Leonard Ornstein: ‘Op de intensive care van het Emma Kinderziekenhuis, bij mijn zoontje van anderhalf. Er was iets met zijn hartje en dagenlang vochten artsen voor zijn leven. Vier artsen stonden rond zijn bed en ik daar drie meter vandaan. Opeens riep iemand Fortuyn is neergeschoten. Ik was een politieke junkie en had hem kort daarvoor ook nog gezien. Een van die artsen zei direct: “Jij blijft hier. Laat je werk maar even zitten. Je gaat niet weg.” Natuurlijk was ik niet weggegaan. Ik weet nog precies hoe we daar stonden. Iedereen was in shock en toen ik even naar een andere ruimte ging zag ik daar alle verpleegkundigen voor de televisie zitten. Wat er precies met Fortuyn gebeurd was, ging eigenlijk langs me heen. M’n zoon lag daar. Steeds ging de noodkreet “going down, going down” uit luchtvaart door mijn hoofd en daarbij ook: hoe krijg ik hem weer de lucht in? Het was kantje boord maar hij heeft het gered en is helemaal genezen. 6 mei 2002. Een ongelooflijke dag. Nu zie ik opeens ook al die beelden weer voor me. Dat ik bij dat bed sta… Die dokters… En dat iedereen heel erg van slag was.’

Je was met iets heel anders bezig dan de rest van Nederland.

‘De enige overeenkomst was dat het ook om leven of dood ging.’

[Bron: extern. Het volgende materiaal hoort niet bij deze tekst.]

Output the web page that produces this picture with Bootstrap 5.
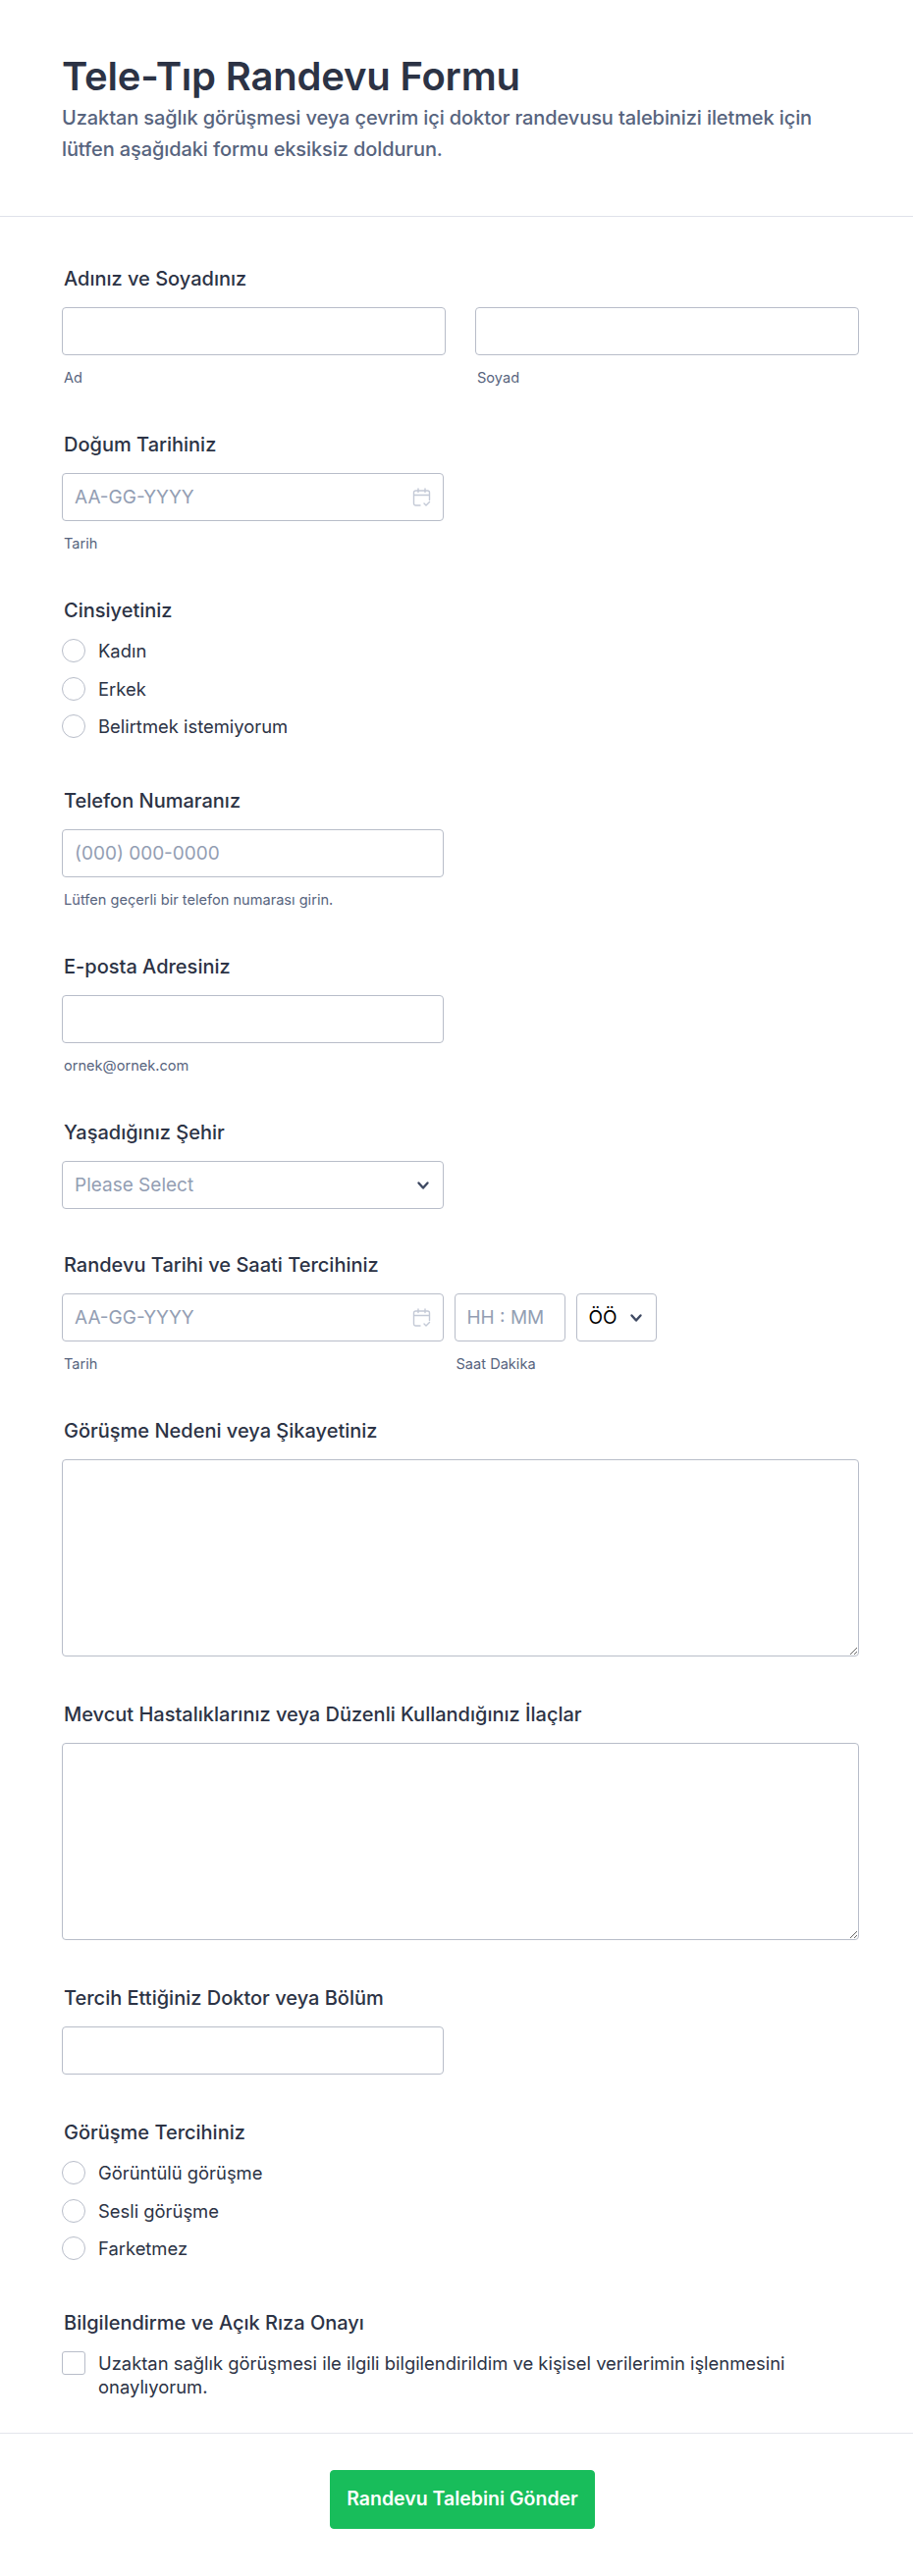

Leonard Ornstein, Statenzaal Den Haag

Hoe vaak had je Fortuyn ontmoet?

‘Drie keer. De eerste keer was bij de presentatie van een boek over ambtenarenstakingen in Nieuwspoort in Den Haag. Dat was kort, maar ik voelde al wel een leuke klik. Jaren later zaten hij en ik met nog wat andere mensen in Schiedam in een panel voor een debat over de PvdA. Na afloop hebben we toen nog een tijdje staan praten. De derde keer was weer in Nieuwspoort en dit was ook de meest bijzondere keer. Dat was bij het bekende taartincident, ik stond op nog geen drie meter afstand.’

De stinktaart.

‘Ja. Van dichtbij zag ik hoe hij in een zaal vol journalisten getaart werd. Na die aanval liep hij de zaal uit om zich achter de schermen helemaal schoon te laten maken door mensen van Nieuwspoort. Vervolgens trok hij een ander pak aan om uren later terug te keren in de zaal. Maar in tussentijd heb ik met andere journalisten nog een hele tijd met hem aan een tafeltje gezeten en over van alles en nog wat gepraat. En dit geloof je niet, maar ik heb Fortuyn toen serieus gevraagd: hoe word jij eigenlijk beveiligd? Hij wees naar enkele partijgenoten en zei: “Dat doen die mensen daar voor mij. De mensen van de LPF regelen dat.” Hij deed daar een beetje nonchalant over.’

Wanneer besloot je zijn biograaf te worden?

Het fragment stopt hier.